Method For Producing An Orthosis

Abstract

A method for producing an orthosis includes at least the steps of receiving patient data of at least one body part of a patient, wherein the body part is borne substantially without a holding apparatus during the reception, ascertaining and/or receiving reference coordinates of virtual and/or physical target objects on the body part, wherein the body part is borne substantially without a holding apparatus during the ascertainment and/or reception and wherein the target objects represent at least one location on the surface of the body part that is representative for attaching the orthosis on the body part, individually fitting a digital orthosis model on the basis of the patient data and the reference coordinates, and manufacturing the orthosis on the basis of the digital orthosis model that is fitted in this way.

Claims

1. A method for producing an orthosis, comprising at least the following steps: receiving patient data of at least one body part of a patient, wherein the body part is borne substantially without a holding apparatus during the reception, ascertaining and/or receiving reference coordinates of virtual and/or physical target objects on the body part, wherein the body part is borne substantially without a holding apparatus during the ascertainment and/or reception and wherein the target objects represent at least one location on the surface of the body part that is representative for attaching the orthosis on the body part, individually fitting a digital orthosis model on the basis of the patient data and the reference coordinates, manufacturing the orthosis on the basis of the digital orthosis model that is fitted in this way.

2. The method as claimed in claim 1, wherein the step of manufacturing is carried out at least in part with the aid of an additive manufacturing method.

3. The method as claimed in claim 1, wherein the target objects comprise physical target objects, which are applied to the surface of the body part during a scanning of the body part, and the patient data comprise scan data from this scan.

4. The method as claimed in claim 3, wherein positions of the anchoring pads comprise potential contact positions of the body part with the orthosis to be manufactured.

5. The method as claimed in claim 1, wherein a load distribution on account of opposing forces exerted by the body part in reaction to correction forces along the digital orthosis model is calculated and/or simulated in a state substantially without a holding apparatus, and the geometry of the orthosis is optimized in the digital orthosis model in accordance with the calculated and/or simulated load distribution.

6. The method as claimed in claim 1, wherein a load distribution on account of opposing forces exerted by the body part in reaction to correction forces along the digital orthosis model is calculated and/or simulated in a state substantially without a holding apparatus, and a perforation and/or lattice structure in the digital orthosis model is generated in accordance with the calculated and/or simulated load distribution.

7. An orthosis for correcting a malposition of a body part, produced by means of a method as claimed in of claim 1.

8. The orthosis as claimed in claim 7, wherein the orthosis has a perforated structure and/or a lattice structure which, at least in regions, is adapted in accordance with the calculated and/or simulated load distribution.

9. The orthosis as claimed in claim 8, wherein the lattice structure has a bone cell structure and/or a Voronoi structure.

10. The orthosis as claimed in claim 8, wherein the orthosis has, either in regions or everywhere, a wall with one or more layers, and the number of layers varies or is constant along the orthosis.

Description

[0029] Below, an example of a method according to the invention for producing an orthosis is described in more detail on the basis of a figure.

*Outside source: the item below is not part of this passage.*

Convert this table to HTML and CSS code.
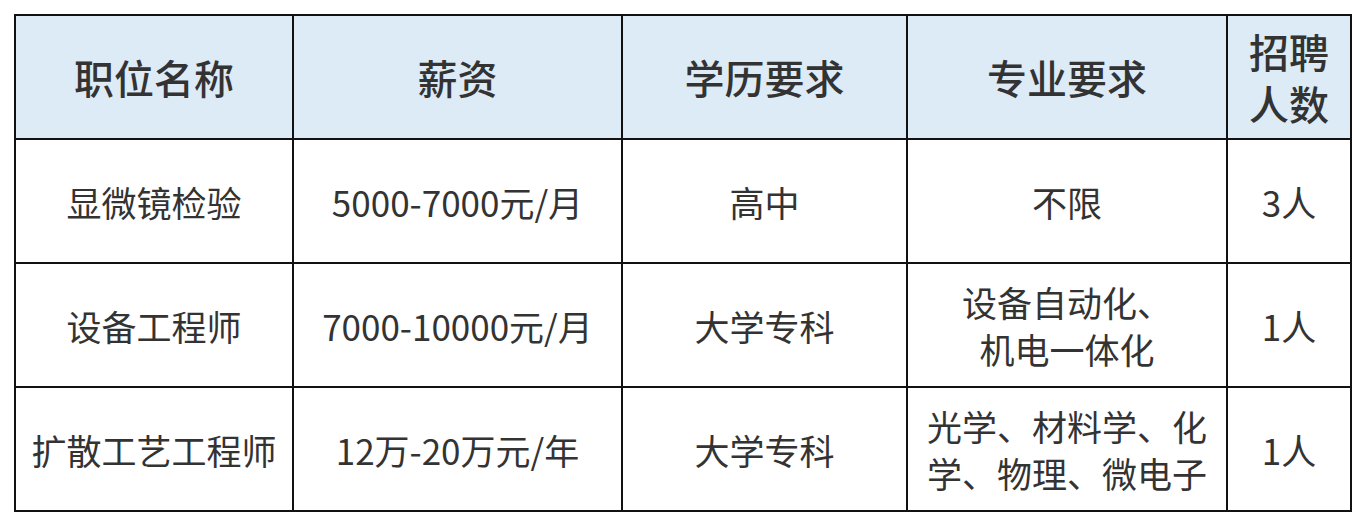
FILE: index.html
```html
<!DOCTYPE html>
<html lang="zh-CN">
<head>
<meta charset="utf-8">
<title>招聘信息</title>
<link rel="stylesheet" href="styles.css">
</head>
<body>
<div class="page">
  <table class="jobs">
    <colgroup>
      <col class="c1"><col class="c2"><col class="c3"><col class="c4"><col class="c5">
    </colgroup>
    <thead>
      <tr>
        <th>职位名称</th>
        <th>薪资</th>
        <th>学历要求</th>
        <th>专业要求</th>
        <th class="narrow">招聘<br>人数</th>
      </tr>
    </thead>
    <tbody>
      <tr>
        <td>显微镜检验</td>
        <td>5000-7000元/月</td>
        <td>高中</td>
        <td>不限</td>
        <td>3人</td>
      </tr>
      <tr>
        <td>设备工程师</td>
        <td>7000-10000元/月</td>
        <td>大学专科</td>
        <td class="multi">设备自动化、<br>机电一体化</td>
        <td>1人</td>
      </tr>
      <tr>
        <td>扩散工艺工程师</td>
        <td>12万-20万元/年</td>
        <td>大学专科</td>
        <td class="multi">光学、材料学、化学、物理、微电子</td>
        <td>1人</td>
      </tr>
    </tbody>
  </table>
</div>
</body>
</html>
```

FILE: styles.css
```css
html, body {
  margin: 0;
  padding: 0;
  background: #ffffff;
}

.page {
  padding: 14px 0 0 14px;
}

.jobs {
  border-collapse: collapse;
  table-layout: fixed;
  width: 1338px;
  font-family: "Noto Sans CJK SC", "Noto Sans", sans-serif;
  color: #333333;
}

.c1 { width: 278px; }
.c2 { width: 329px; }
.c3 { width: 285px; }
.c4 { width: 320px; }
.c5 { width: 124px; }

.jobs tr {
  height: 124px;
}

.jobs th,
.jobs td {
  border: 2px solid #111111;
  text-align: center;
  vertical-align: middle;
  padding: 0 10px;
}

.jobs th {
  background: #DDEBF7;
  font-size: 40px;
  font-weight: 500;
  line-height: 52px;
  color: #333333;
}

.jobs td {
  font-size: 35px;
  font-weight: 400;
  line-height: 47px;
  color: #333333;
}

.jobs th.narrow {
  padding: 0;
}
```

In detail:

[0030] FIG. 1 shows, in a block diagram, an exemplary embodiment of a production method according to the invention.

[0031] In a first step A, patient data PD of at least one body part of a patient, for example patient data PD of a forearm, are received. These patient data may originate from practically any imaging method, in particular a photographic or sensing-based scan or a medical imaging scan. In a second step B, reference coordinates RK of virtual or physical target objects on the body part are ascertained or received. Both steps A and B are effectuated substantially without a holding apparatus within the aforementioned meaning.

[0032] In a third step C, there is an individual adaptation of a digital orthosis model (which for example is already present in an ideal-typical form of an initial model) on the basis of the patient data PD and the reference coordinates RK. By way of example, for the start point of adapting the orthosis model, it is possible to select from ideal-typical forms of a respective body part of a child, a female adult, and a male adult (however, in principle, it could also be possible to take animal patients into account such that the ideal-typical form of the initial model then preferably relates to the respective species, breed or the like of the relevant animal). The result of the third step C is a fitted orthosis model MOD, on the basis of which the following may now be effectuated in a fourth step D, which may also occur separated in time and/or space from the previously effectuated steps:

[0033] In step D, the orthosis 1 for the respective body part that corresponds to the fitted orthosis model is manufactured, preferably using an additive manufacturing method.

[0034] Steps A, B, and C are also not necessarily directly coupled to one another in space and/or time but may instead also be carried out separately from one another in each case.